Though leading Shiite Muslim clerics advise women to wear chadors “” the traditional head-to-toe cloak, usually black “” Iran’s urban fashionistas increasingly prefer tight-fitting coats and scant head scarves.
Now, President Mahmoud Ahmadinejad is stepping into the dispute. He wants to settle it by promoting government-approved apparel for women, garments intended to introduce an array of clothes that are “Islamic and beautiful” at the same time.
Hard-liners are not amused. They say that the new designs encourage “Western values.” But at a recent government-sponsored fashion show, young women and their mothers gazed approvingly at the plastic mannequins showcasing the new coats and scarves. […]
To many of those attending the government exhibition, the middle road between the chador and some of the Lady Gaga-like creations that some women make of their obligatory coats and scarves seemed to offer a solution to their fashion dilemmas.
“Oh lord, isn’t this beautiful?” exclaimed Zahra Ranjbar, an expert on Islamic clothing, as she walked passed a mannequin showcasing a brown coat cut well above the knee. Ranjbar was hired by the Ministry of Culture and Islamic Guidance, the organizer of the fashion show, to advise young women on proper dresses. She wore a chador herself, but “only because I was told to by the ministry,” she admitted.
Ranjbar said more variations of Islamic dresses are needed to keep women interested in covering up. She fully supports “regulations” to clarify what can be worn and what cannot, she said, arguing that such clarity helps not only women, but also the police who enforce the dress code.

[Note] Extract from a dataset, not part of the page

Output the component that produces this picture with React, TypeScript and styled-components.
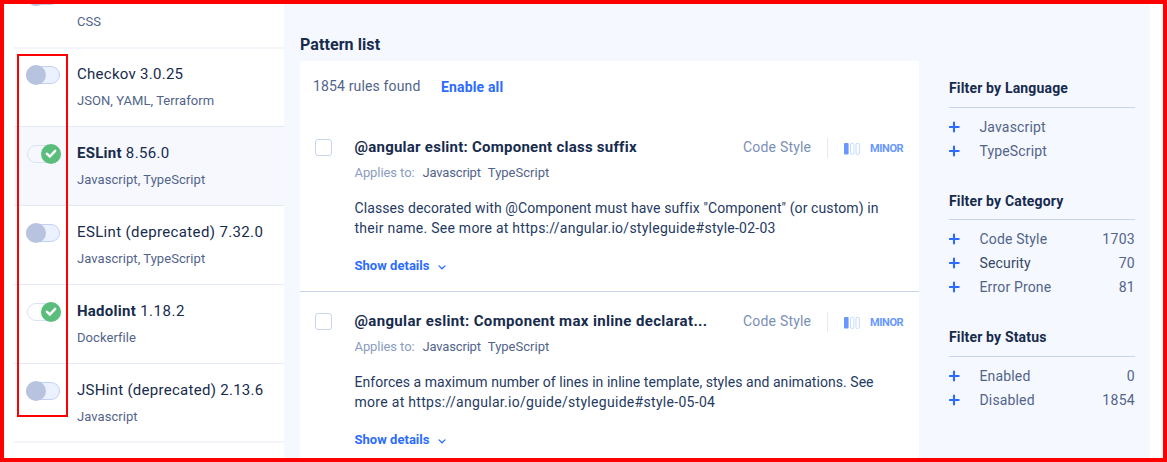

“We want to put bar codes on officially approved dresses and provide those wearing them with written permissions in order to prevent them from being arrested,” Ranjbar said. “We are doing this for the people, in order to protect them.”
But several fashion designers who sell dresses from their homes derided that idea, saying it would add even more permission slips to the already overprotected lives of Iranian women. Besides, they said, beauty is in the eye of the beholder.
“Again we will face a situation in which a small group will decide for all women what is allowed and what not,” said Kiana, 26, who makes manteaus costing up to $300 apiece and did not want to be identified by her full name….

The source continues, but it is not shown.